Slovenia's annual GDP growth accelerates to 4.8% in Q3
Investments surged by 13.4% from 7.2% in the previous quarter, offsetting a pronounced slowing of export growth, which was at 5.7% compared to 9.1% in April-June. The growth of domestic consumption held steady at 3.5%.
The high investment growth was the result of brisk growth of gross fixed capital formation as well as changes in stocks. It contributed 0.5 of a percentage point to GDP growth, mostly as a result of an almost 20% spike in construction investments.
Household final consumption expenditure remained at the same level as in the third quarter of 2017.

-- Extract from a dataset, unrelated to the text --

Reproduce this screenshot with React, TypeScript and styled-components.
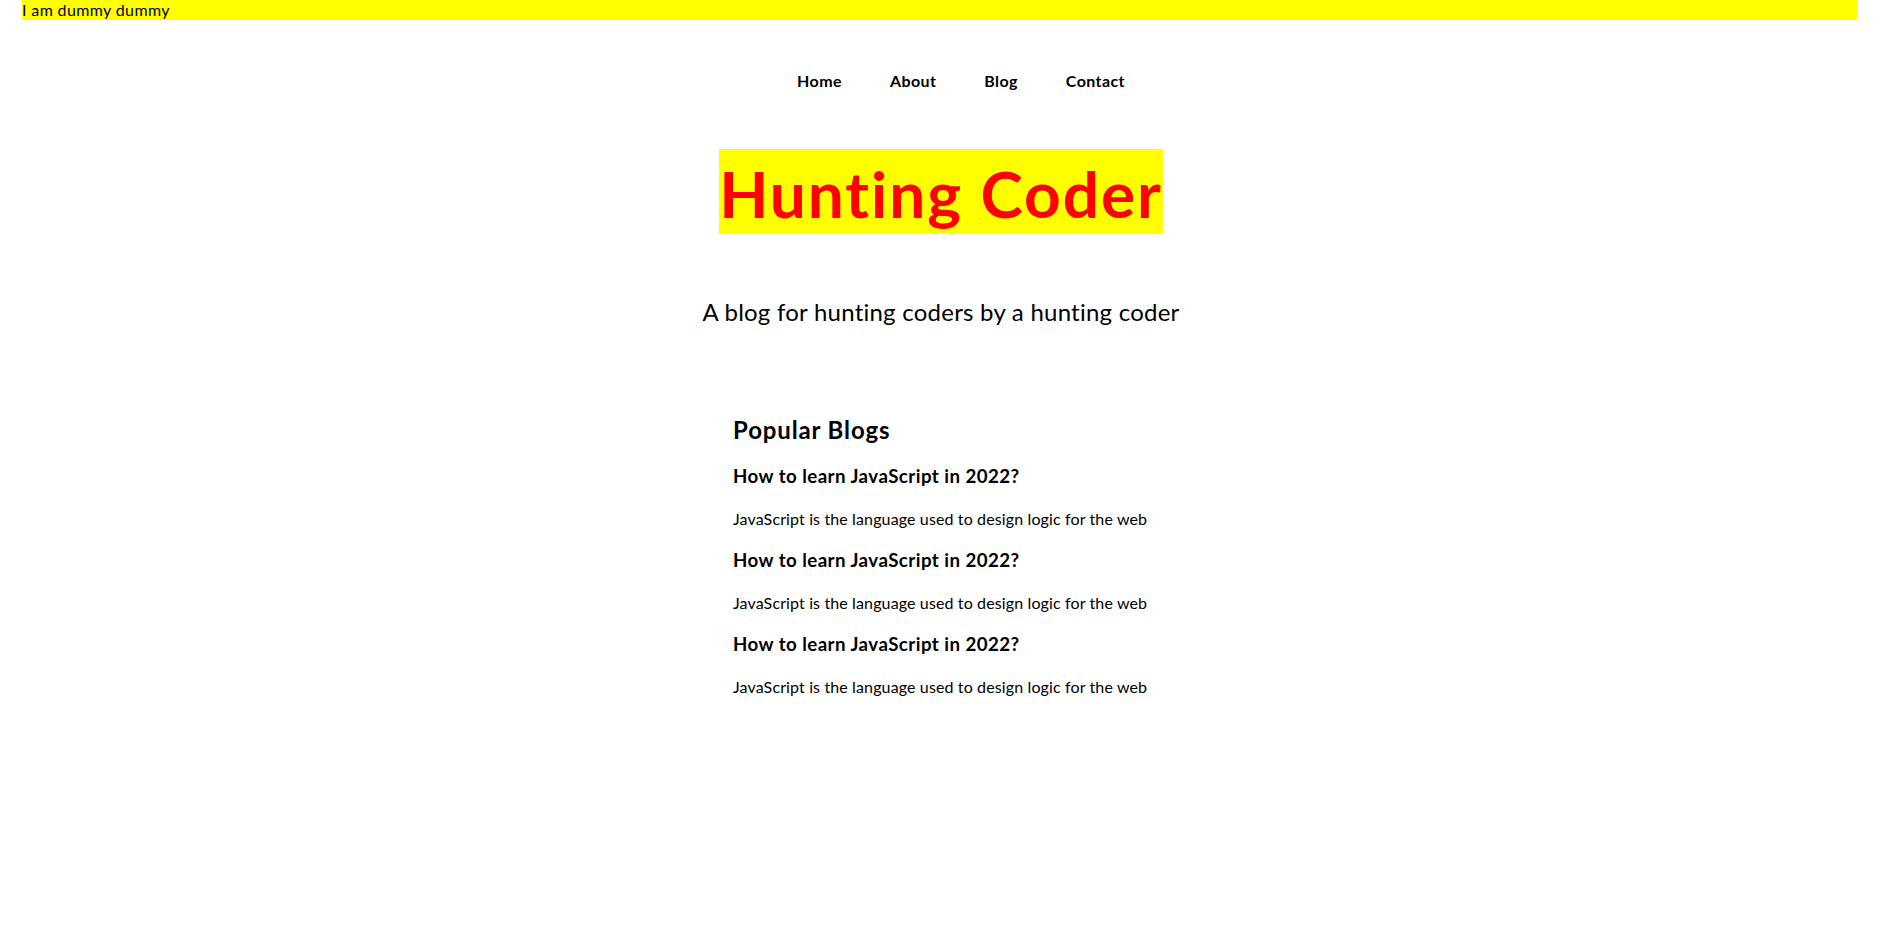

Despite the slowdown in exports, however, external trade had a positive impact on economic growth since imports declined in at an even faster pace than exports. The external trade surplus contributed 1.7 percentage points to the economic growth.
"The differing dynamics and scope of exports and imports led to a record external trade surplus, hence the high contribution to GDP growth," statistician Romana Korenič said.
"External demand is clearly slowing down... On the other hand we have a surge in investment and construction, which is definitely a consequence of pre-election stories," the Statistics Office's deputy director Karmen Hren said.
She added that it was unclear whether construction investments will continue. "This is why the signals indicating which way [the economy] will turn are not perfectly clear," she said.
A recent analysis by the Chamber of Commerce and Industry (GZS) concluded that local elections boost GDP by half a percentage point because of high investment expenditure.
Total employment was at 1,022,053 persons and increased by 2.8% year-on-year, the data show.
The high rate of growth in the third quarter was expected given the current position in the economic cycle, but a slowdown is projected in the final quarter and in 2019 as the impact of a contraction in global trade, already evident in export figures, becomes more pronounced.
Several forecasters have also warned that the Slovenian economy is close to capacity, with nearly full employment gradually exerting a drag on growth.
IMAD, the government's macroeconomic forecaster, said today that growth remained broad-based, while companies are in good shape financially and financing terms remain favourable.
But it said it was "somewhat surprising" that the growth of household spending remained at the same level considering that wages have been rising and the labour market situation has been improving.